The workers' lives were too often tragically changed for the worse, like this instance witnessed by Reverend John Harris...

"Breakfast was just finished when an African father rushed up the veranda steps of our mud house and laid upon the ground the hand and foot of his little daughter, whose age could not have been more than five years." If you have ever read Conrad's "Heart Of Darkness," this was it in real time. For the sake of rubber goods, it is estimated that ten million Congolese were killed. And King Leopold? He would spend the money on renovating his Paris villa and spent many days there lavishing gifts on his mistress, a prostitute he had met in there many years prior. Now when you set about changing that flat tire, it may make you pause and think about how much you treasure your hands....

6 Comments:

At 7:54 PM, Blogger rushman said...

HOOOOOLY SHIT I'm f***ing exhausted...

 
At 5:11 AM, Blogger Sharpie said...

Maybe from fondling your junk! Take your advanced ADD and couple it with the fact that you can't read, and you would never have made it past the first photo!

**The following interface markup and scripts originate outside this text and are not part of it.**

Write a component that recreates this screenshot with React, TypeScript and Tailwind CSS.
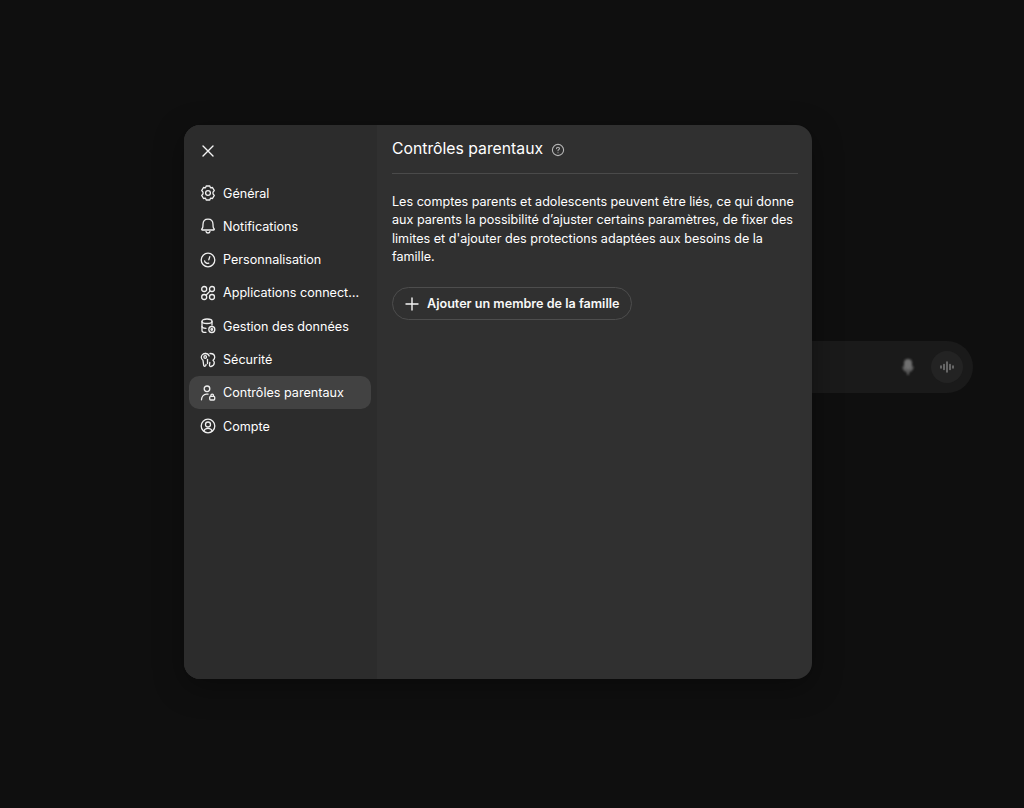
import React from "react";

const S = "#efefef";
const Ic = ({ children }: { children: React.ReactNode }) => (
  <svg width="18" height="18" viewBox="0 0 18 18" fill="none" stroke={S} strokeWidth="1.300" strokeLinecap="round" strokeLinejoin="round" className="shrink-0">
    {children}
  </svg>
);

const items: { label: string; icon: React.ReactNode; active?: boolean }[] = [
  {
    label: "Général",
    icon: (
      <Ic>
        <path d="M7.200 2h3.600l.7 1.900 2-.4 1.800 3.100L14 8.100v1.800l1.300 1.500-1.800 3.100-2-.4-.7 1.900H7.200l-.7-1.900-2 .4-1.800-3.100L4 9.900V8.100L2.700 6.600l1.800-3.100 2 .4z" />
        <circle cx="9" cy="9" r="2.400" />
      </Ic>
    ),
  },
  {
    label: "Notifications",
    icon: (
      <Ic>
        <path d="M9 2.200c-3 0-4.900 2.200-5 5l-.1 2.200c0 1-.5 1.800-1.100 2.600-.3.5 0 1 .6 1h11.200c.6 0 .9-.5.6-1-.6-.8-1.100-1.600-1.100-2.600L14 7.200c-.1-2.800-2-5-5-5z" />
        <path d="M7 14.500c.3 1 1 1.500 2 1.500s1.700-.5 2-1.500" />
      </Ic>
    ),
  },
  {
    label: "Personnalisation",
    icon: (
      <Ic>
        <circle cx="9" cy="9" r="6.800" />
        <path d="M10.800 5.600 9.800 8.800" />
        <path d="M5.600 9.800c.3 1.900 2.200 3 4.200 2.400" />
      </Ic>
    ),
  },
  {
    label: "Applications connect…",
    icon: (
      <Ic>
        <circle cx="5.200" cy="5" r="2.500" />
        <circle cx="13" cy="5" r="2.500" />
        <circle cx="5.200" cy="13" r="2.500" />
        <circle cx="13" cy="13" r="2.500" />
        <path d="M7.200 11 11 7.100" />
      </Ic>
    ),
  },
  {
    label: "Gestion des données",
    icon: (
      <Ic>
        <path d="M7 15.300H5c-1 0-2-.6-2-1.800V4.200C3 2.900 5.400 2 8 2s5 .9 5 2.200V8" />
        <path d="M3 4.500C3 5.700 5.400 6.500 8 6.500s5-.8 5-2" />
        <path d="M3 9.500c0 1 1.500 1.600 4 1.800" />
        <circle cx="12.800" cy="12.500" r="3" />
        <circle cx="12.800" cy="12.500" r=".8" />
      </Ic>
    ),
  },
  {
    label: "Sécurité",
    icon: (
      <Ic>
        <path d="M6.500 2.500c-2.500 0-4.200 1.700-4.200 3.800 0 1.300.6 2.300 1.700 3l.7 5c.1.800 1 1.200 1.600.7.500-.4.700-1 .7-1.600" />
        <circle cx="6.200" cy="6" r="1.300" />
        <path d="M6.500 2.500C8.500 2.500 9.800 3.800 10.200 5" />
        <path d="M11 2.500c2.600 0 4.700 1.500 4.700 3.700 0 1.500-.9 2.400-1.700 3 .7.700 1.300 1.400 1.300 2.600 0 1.700-1.300 3.200-3.300 3.700-1 .2-1.600-.6-1.500-1.500l.3-2.600" />
        <path d="M8.500 8.500v4" />
      </Ic>
    ),
  },
  {
    label: "Contrôles parentaux",
    active: true,
    icon: (
      <Ic>
        <circle cx="8" cy="4.800" r="2.800" />
        <path d="M2.500 15.800c.1-3 2.100-5.500 5-5.700.5 0 1 0 1.500.1" />
        <rect x="10.700" y="12.300" width="5" height="3.700" rx=".9" />
        <path d="M11.900 12.300v-.8a1.300 1.300 0 0 1 2.600 0v.8" />
      </Ic>
    ),
  },
  {
    label: "Compte",
    icon: (
      <Ic>
        <circle cx="9" cy="9" r="6.800" />
        <circle cx="9" cy="7.500" r="2.500" />
        <path d="M4.800 14c.7-1.700 2.300-2.700 4.200-2.700s3.500 1 4.200 2.700" />
      </Ic>
    ),
  },
];

export default function App() {
  return (
    <div
      className="relative h-[808px] w-[1024px] overflow-hidden bg-[#0f0f0f] pl-[184px] pt-[125px] text-white"
      style={{ fontFamily: "Inter, 'Noto Sans', sans-serif" }}
    >
      {/* Background composer, dimmed and blurred behind the dialog */}
      <div className="absolute left-[700px] top-[341px] flex h-[52px] w-[273px] items-center justify-end rounded-[26px] bg-[#1a1a1a] pr-[10px]">
        <svg width="14" height="18" viewBox="0 0 14 18" fill="#707070" className="mr-[16px] blur-[0.8px]">
          <rect x="3" y="1" width="8" height="11" rx="4" />
          <path d="M1.500 8.500h1.500c0 2.200 1.800 4.200 4 4.200s4-2 4-4.200h1.500c0 3-2.200 5.200-4.700 5.500V17h-1.600v-3C3.700 13.700 1.500 11.500 1.500 8.500z" />
        </svg>
        <div className="flex h-[32px] w-[32px] items-center justify-center rounded-full bg-[#232323]">
          <svg width="16" height="12" viewBox="0 0 16 12" stroke="#7c7c7c" strokeWidth="1.500" strokeLinecap="round" className="blur-[0.4px]">
            <path d="M2 5v2M5 3.500v5M8 1v10M11 3.500v5M14 5v2" />
          </svg>
        </div>
      </div>

      <div className="relative flex h-[554px] w-[628px] overflow-hidden rounded-[16px] bg-[#303030] shadow-[0_8px_30px_rgba(0,0,0,0.35)]">
        <aside className="flex w-[193px] shrink-0 flex-col bg-[#2c2c2c] pl-[5px] pr-[6px]">
          <div className="flex h-[51px] items-center pl-[10px] pt-[1px]">
            <svg width="18" height="18" viewBox="0 0 18 18" fill="none" stroke="#f4f4f4" strokeWidth="1.400" strokeLinecap="round">
              <path d="M4 4l10 10M14 4 4 14" />
            </svg>
          </div>
          <nav className="flex flex-col pt-[0.4px]">
            {items.map((it) => (
              <div
                key={it.label}
                className={`flex h-[33.3px] items-center gap-[6px] rounded-[10px] pl-[10px] pr-[8px] text-[12.6px] font-normal leading-[18px] ${
                  it.active ? "bg-[#424242]" : ""
                }`}
              >
                {it.icon}
                <span className="whitespace-nowrap pt-[1px]">{it.label}</span>
              </div>
            ))}
          </nav>
        </aside>
        <main className="flex min-w-0 flex-1 flex-col pl-[15px] pr-[14px]">
          <div className="flex h-[49px] items-center gap-[8px] border-b border-[#4a4a4a]">
            <h2 className="text-[15.75px] font-normal leading-[24px] text-white">Contrôles parentaux</h2>
            <svg width="14" height="14" viewBox="0 0 14 14" fill="none" stroke="#b4b4b4" strokeWidth="1.100" strokeLinecap="round" className="mt-[1px]">
              <circle cx="7" cy="7" r="5.600" />
              <path d="M5.500 5.600c0-.9.700-1.400 1.500-1.400s1.500.5 1.500 1.300c0 1.100-1.500 1.100-1.500 2.200" />
              <path d="M7 9.700v.1" />
            </svg>
          </div>
          <p className="mt-[19px] text-[12.6px] font-normal leading-[18.400px] text-white">
            Les comptes parents et adolescents peuvent être liés, ce qui donne aux parents la possibilité d’ajuster certains paramètres, de fixer des limites et d'ajouter des protections adaptées aux besoins de la famille.
          </p>
          <button className="mt-[20.400px] flex h-[33px] w-[240px] items-center gap-[7px] rounded-full border border-[#4d4d4d] pl-[11px] text-[12.6px] font-semibold text-[#f8f8f8]">
            <svg width="16" height="16" viewBox="0 0 16 16" fill="none" stroke="#f4f4f4" strokeWidth="1.400" strokeLinecap="round">
              <path d="M8 2v12M2 8h12" />
            </svg>
            <span className="pt-[1px]">Ajouter un membre de la famille</span>
          </button>
        </main>
      </div>
    </div>
  );
}
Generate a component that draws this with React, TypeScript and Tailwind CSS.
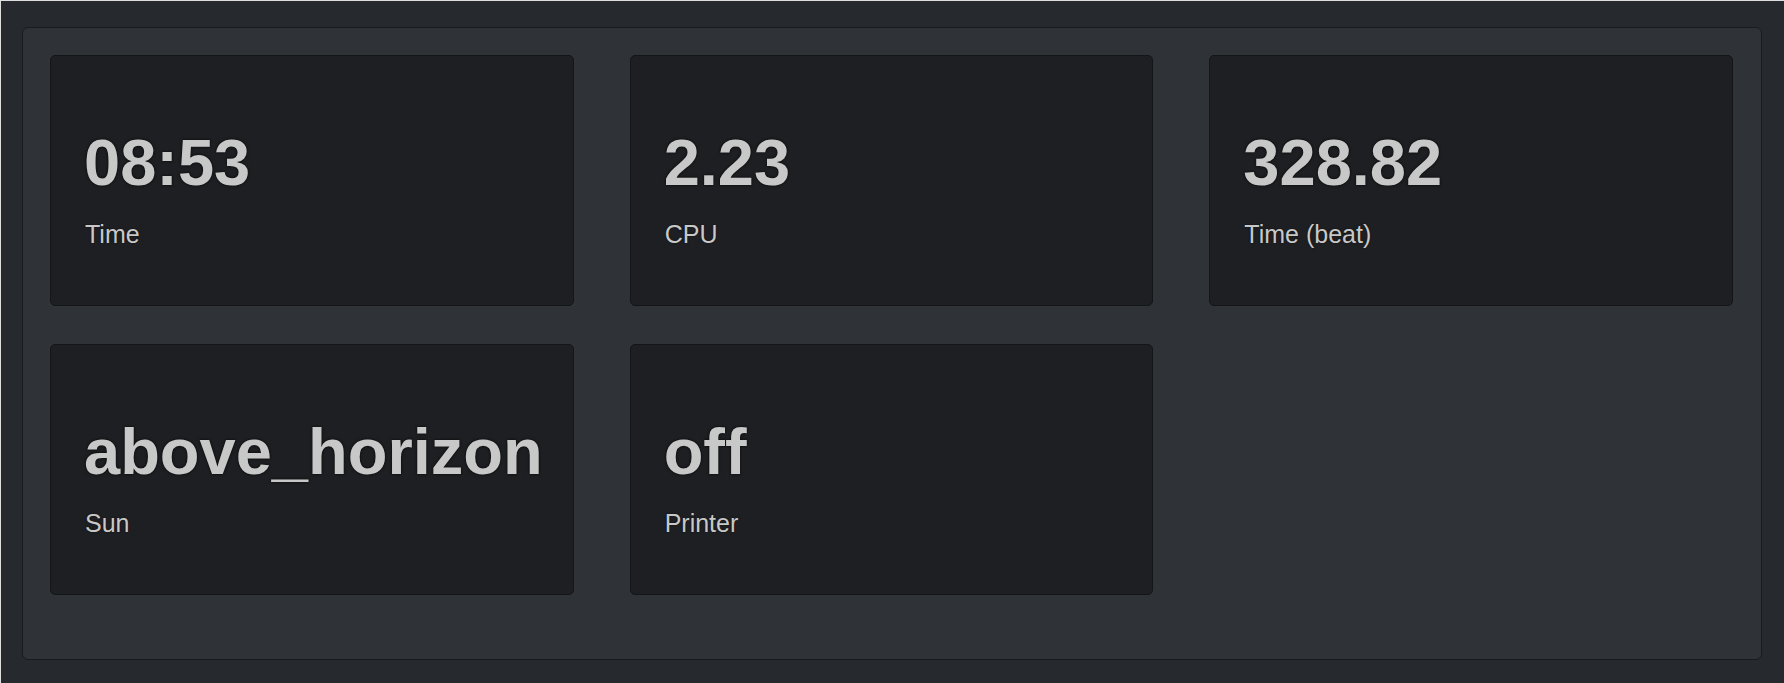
const tiles = [
  { value: '08:53', label: 'Time' },
  { value: '2.23', label: 'CPU' },
  { value: '328.82', label: 'Time (beat)' },
  { value: 'above_horizon', label: 'Sun' },
  { value: 'off', label: 'Printer' },
];

export default function App() {
  return (
    <div className="h-[683px] w-[1784px] flex flex-col border-l border-t border-[#dedede] bg-[#26292d] pl-[21px] pr-[22px] pt-[26px] pb-[23px] font-['Liberation_Sans',Arial,sans-serif]">
      <div className="flex-1 rounded-[6px] border border-[#191b1d] bg-[#2f3337] pl-[27px] pr-[28px] pt-[27px]">
        <div className="grid grid-cols-3 gap-x-[56px] gap-y-[38px]">
          {tiles.map((tile) => (
            <div
              key={tile.label}
              className="h-[251px] rounded-[5px] border border-[#141517] bg-[#1e1f22] pl-[33px] pt-[74px] text-[#c8c8c8]"
            >
              <div className="text-[65px] font-bold leading-none [text-shadow:0_0_3px_rgba(0,0,0,0.9)]">
                {tile.value}
              </div>
              <div className="mt-[27px] pl-[1px] text-[25px] leading-none [text-shadow:0_0_2px_rgba(0,0,0,0.6)]">
                {tile.label}
              </div>
            </div>
          ))}
        </div>
      </div>
    </div>
  );
}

"How many ADD kids does it take to screw in a light bulb?"

"CHICKENS!"

When are we gonna have a beer?

 
At 7:04 AM, Blogger Tookie said...

Cut and Paste boys Cut and Paste the way to get the info. across

 
At 8:07 AM, Blogger rushman said...

I did read the whole thing and my ADD was under control due to the fact that I just got ...forget it anyway that was out of control and when? are we gonna have a beer?

 
At 9:28 AM, Anonymous TheKlaw said...

Damn...and sorry about always mooching off of you to change my flat tires, let alone using your tire irons back in the day and not returning them!

 
At 12:45 PM, Blogger Sharpie said...

Cut and paste my Dewey-Decimal-System-lovin' ass!